Like aphids and mealybugs, to which they are closely related, whiteflies are soft-bodied, sucking insects that can drastically weaken plants. They tend to congregate on the undersides of leaves, feeding heavily on plant sap from the veins. And like aphids, whiteflies produce honeydew, which in turn attracts ants to the infected plants. Plants that are most often affected by whitefly are citruses, squashes, tomatoes, cucumbers, brinjals, peppers, sweet potatoes, brassicas and okra, as well as ornamentals such as fuchsias and geraniums.

Treatment of Whiteflies

Diligence is key, with regular inspections of your crops, looking underneath leaves and around growing tips. And if an infestation is found, diligence and perseverance are again the answer, with multiple treatments of a pesticide that has been registered for whitefly applied over a period of a few weeks. If you’re not a fan of poison we recommend that you destroy their host plants.

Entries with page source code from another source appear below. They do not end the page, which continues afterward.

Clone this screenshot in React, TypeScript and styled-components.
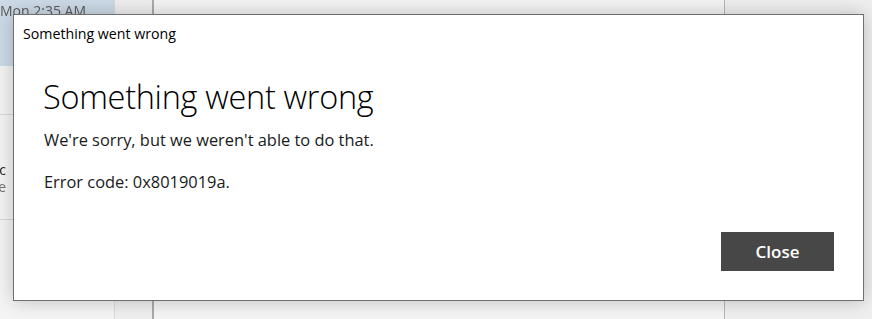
import React from "react";
import styled, { createGlobalStyle } from "styled-components";

const GlobalStyle = createGlobalStyle`
  html, body {
    margin: 0;
    padding: 0;
    background: #f2f2f2;
    overflow: hidden;
  }
  body {
    font-family: "Open Sans", "Noto Sans", "Liberation Sans", sans-serif;
  }
`;

function App(): React.ReactElement {
  return (
    <Screen>
      <GlobalStyle />
      <Backdrop>
        <MailList>
          <ListItem selected>
            <ItemTime>Mon 2:35 AM</ItemTime>
          </ListItem>
          <ListItem />
          <ListItem>
            <ItemSender>Sync</ItemSender>
            <ItemPreview>Welcome</ItemPreview>
          </ListItem>
        </MailList>
        <Gutter />
        <ReadingPane />
        <SidePane />
      </Backdrop>

      <Dialog role="dialog" aria-labelledby="dlg-title">
        <TitleBar id="dlg-title">Something went wrong</TitleBar>
        <Content>
          <Heading>Something went wrong</Heading>
          <Message>We're sorry, but we weren't able to do that.</Message>
          <Message>Error code: 0x8019019a.</Message>
        </Content>
        <Actions>
          <CloseButton>Close</CloseButton>
        </Actions>
      </Dialog>
    </Screen>
  );
}

export default App;

const Screen = styled.div`
  position: relative;
  width: 872px;
  height: 319px;
  overflow: hidden;
`;

const Backdrop = styled.div`
  display: flex;
  height: 100%;
  filter: brightness(0.955);
`;

const MailList = styled.div`
  width: 114px;
  flex: none;
  background: #fff;
  border-right: 1px solid #e3e3e3;
  display: flex;
  flex-direction: column;
`;

const ListItem = styled.div<{ selected?: boolean }>`
  height: ${(p) => (p.selected ? "66px" : "49px")};
  flex: none;
  background: ${(p) => (p.selected ? "#d6e4f2" : "#fff")};
  border-bottom: ${(p) => (p.selected ? "none" : "1px solid #e3e3e3")};
  box-sizing: border-box;
  overflow: hidden;
  &:last-child {
    height: 105px;
    padding-top: 46px;
  }
`;

const ItemTime = styled.div`
  margin-top: 1px;
  font-size: 14px;
  line-height: 19px;
  color: #5f5f5f;
  white-space: nowrap;
`;

const ItemSender = styled.div`
  width: 6px;
  overflow: hidden;
  direction: rtl;
  font-size: 14px;
  line-height: 17px;
  color: #222;
  white-space: nowrap;
`;

const ItemPreview = styled.div`
  width: 6px;
  overflow: hidden;
  direction: rtl;
  font-size: 14px;
  line-height: 17px;
  color: #777;
  white-space: nowrap;
`;

const Gutter = styled.div`
  width: 37px;
  flex: none;
  background: #fafafa;
  border-right: 2px solid #b4b4b4;
`;

const ReadingPane = styled.div`
  width: 570px;
  flex: none;
  background: #fff;
  border-right: 1px solid #c0c0c0;
  box-shadow: 3px 0 6px rgba(0, 0, 0, 0.12);
`;

const SidePane = styled.div`
  flex: 1;
  background: #fafafa;
`;

const Dialog = styled.div`
  position: absolute;
  left: 13px;
  top: 14px;
  width: 849px;
  height: 285px;
  background: #fff;
  border: 1px solid #6f6f6f;
  box-shadow: 0 0 18px rgba(0, 0, 0, 0.22);
  display: flex;
  flex-direction: column;
  font-family: "Open Sans", "Noto Sans", sans-serif;
`;

const TitleBar = styled.div`
  padding: 10px 0 0 9px;
  height: 30px;
  box-sizing: border-box;
  font-size: 14.2px;
  line-height: 17px;
  color: #000;
`;

const Content = styled.div`
  padding: 33px 0 0 29px;
  flex: 1;
`;

const Heading = styled.h1`
  margin: 0 0 13px 0;
  font-size: 32.5px;
  line-height: 38px;
  font-weight: 300;
  color: #000;
  letter-spacing: -0.3px;
`;

const Message = styled.p`
  margin: 0 0 20px 1px;
  font-size: 16.4px;
  line-height: 22px;
  color: #1a1a1a;
`;

const Actions = styled.div`
  display: flex;
  justify-content: flex-end;
  padding: 0 29px 29px 0;
`;

const CloseButton = styled.button`
  width: 113px;
  height: 39px;
  border: none;
  background: #474747;
  color: #fff;
  font-family: "Open Sans", "Noto Sans", sans-serif;
  font-size: 17px;
  font-weight: 600;
  cursor: pointer;
`;
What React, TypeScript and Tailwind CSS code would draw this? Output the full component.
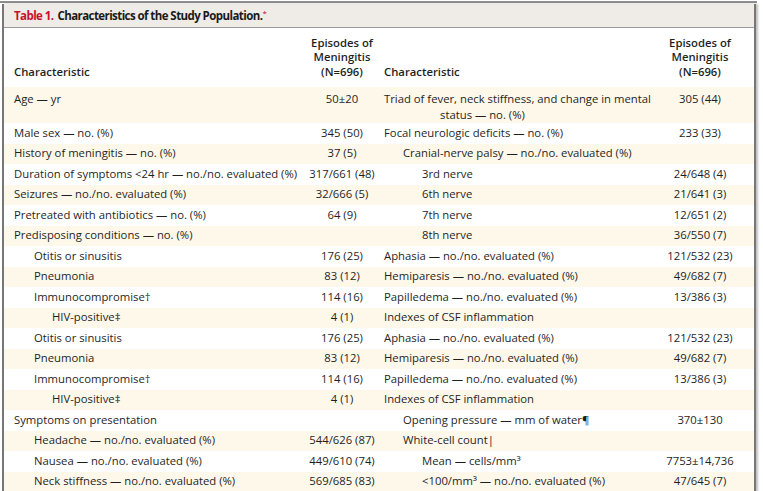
import type { ReactNode } from "react";

type Cell = { text: ReactNode; value?: string; indent?: 0 | 1 | 2 };

const rows: { left: Cell; right: Cell }[] = [
	{ left: { text: "Male sex — no. (%)", value: "345 (50)" }, right: { text: "Focal neurologic deficits — no. (%)", value: "233 (33)" } },
	{ left: { text: "History of meningitis — no. (%)", value: "37 (5)" }, right: { text: "Cranial-nerve palsy — no./no. evaluated (%)", indent: 1 } },
	{ left: { text: "Duration of symptoms <24 hr — no./no. evaluated (%)", value: "317/661 (48)" }, right: { text: "3rd nerve", value: "24/648 (4)", indent: 2 } },
	{ left: { text: "Seizures — no./no. evaluated (%)", value: "32/666 (5)" }, right: { text: "6th nerve", value: "21/641 (3)", indent: 2 } },
	{ left: { text: "Pretreated with antibiotics — no. (%)", value: "64 (9)" }, right: { text: "7th nerve", value: "12/651 (2)", indent: 2 } },
	{ left: { text: "Predisposing conditions — no. (%)" }, right: { text: "8th nerve", value: "36/550 (7)", indent: 2 } },
	{ left: { text: "Otitis or sinusitis", value: "176 (25)", indent: 1 }, right: { text: "Aphasia — no./no. evaluated (%)", value: "121/532 (23)" } },
	{ left: { text: "Pneumonia", value: "83 (12)", indent: 1 }, right: { text: "Hemiparesis — no./no. evaluated (%)", value: "49/682 (7)" } },
	{ left: { text: "Immunocompromise†", value: "114 (16)", indent: 1 }, right: { text: "Papilledema — no./no. evaluated (%)", value: "13/386 (3)" } },
	{ left: { text: "HIV-positive‡", value: "4 (1)", indent: 2 }, right: { text: "Indexes of CSF inflammation" } },
	{ left: { text: "Otitis or sinusitis", value: "176 (25)", indent: 1 }, right: { text: "Aphasia — no./no. evaluated (%)", value: "121/532 (23)" } },
	{ left: { text: "Pneumonia", value: "83 (12)", indent: 1 }, right: { text: "Hemiparesis — no./no. evaluated (%)", value: "49/682 (7)" } },
	{ left: { text: "Immunocompromise†", value: "114 (16)", indent: 1 }, right: { text: "Papilledema — no./no. evaluated (%)", value: "13/386 (3)" } },
	{ left: { text: "HIV-positive‡", value: "4 (1)", indent: 2 }, right: { text: "Indexes of CSF inflammation" } },
	{ left: { text: "Symptoms on presentation" }, right: { text: "Opening pressure — mm of water¶", value: "370±130", indent: 1 } },
	{ left: { text: "Headache — no./no. evaluated (%)", value: "544/626 (87)", indent: 1 }, right: { text: "White-cell count|", indent: 1 } },
	{ left: { text: "Nausea — no./no. evaluated (%)", value: "449/610 (74)", indent: 1 }, right: { text: "Mean — cells/mm³", value: "7753±14,736", indent: 2 } },
	{ left: { text: "Neck stiffness — no./no. evaluated (%)", value: "569/685 (83)", indent: 1 }, right: { text: "<100/mm³ — no./no. evaluated (%)", value: "47/645 (7)", indent: 2 } },
];

const leftIndent = ["pl-[10px]", "pl-[30px]", "pl-[48px]"];
const rightIndent = ["pl-[1px]", "pl-[20px]", "pl-[39px]"];

const grid = "grid grid-cols-[297px_82px_263px_108px]";

export default function App() {
	return (
		<div
			className="h-[491px] w-[763px] overflow-hidden bg-white pt-px text-[11.3px] text-[#1f1f1f]"
			style={{ fontFamily: '"Open Sans", "Liberation Sans", sans-serif' }}
		>
			<div className="h-[2px] w-[757px] bg-[#8e8e8e]" />
			<div className="ml-[2px] w-[754px] border-x-2 border-[#777] shadow-[2px_0_2px_rgba(0,0,0,0.25)]">
				<div className="mt-px flex h-[24px] items-center border-b border-[#9c9c9c] bg-[#efebe6] pl-[10px] text-[11.5px] font-bold tracking-[-0.05em]">
					<span className="text-[#c8102e]">Table 1.</span>
					<span className="ml-[4px] text-[#1a1a1a]">Characteristics of the Study Population.</span>
					<span className="-mt-[6px] text-[8px] font-normal text-[#c8102e]">*</span>
				</div>
				<div className={`${grid} h-[59px] items-end pb-[8px] font-semibold leading-[14.5px]`}>
					<div className="pl-[10px]">Characteristic</div>
					<div className="text-center">
						Episodes of
						<br />
						Meningitis
						<br />
						(N=696)
					</div>
					<div className="pl-[1px]">Characteristic</div>
					<div className="text-center">
						Episodes of
						<br />
						Meningitis
						<br />
						(N=696)
					</div>
				</div>
				<div className={`${grid} h-[36px] bg-[#fdf8ea] pt-[4px] leading-[16px]`}>
					<div className="pl-[10px]">Age — yr</div>
					<div className="text-center">50±20</div>
					<div className="whitespace-nowrap pl-[1px]">
						Triad of fever, neck stiffness, and change in mental
						<div className="pl-[56px]">status — no. (%)</div>
					</div>
					<div className="text-center">305 (44)</div>
				</div>
				{rows.map((row, i) => (
					<div
						key={i}
						className={`${grid} h-[20.5px] items-center whitespace-nowrap ${i % 2 === 1 ? "bg-[#fdf8ea]" : "bg-white"}`}
					>
						<div className={leftIndent[row.left.indent ?? 0]}>{row.left.text}</div>
						<div className="text-center">{row.left.value}</div>
						<div className={rightIndent[row.right.indent ?? 0]}>{row.right.text}</div>
						<div className="text-center">{row.right.value}</div>
					</div>
				))}
			</div>
		</div>
	);
}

The usual garden heroes (ladybirds, lacewing larvae and other predatory bugs) will take care of a certain number of whitefly adults and larvae, but they won’t be able to eliminate an established scourge. That said, it’s important to interplant the host plants with plants that will attract beneficial insects, such as fennel, parsley and calendula.

Neem oil can be sprayed on infected plants to kill eggs, larvae and adults, but because the adults fly they can be hard to effectively wet. Another method of whitefly control, this one quite peculiar, is to simply vacuum the bugs off the infected plants using a handheld vacuum cleaner, and then dispose of them.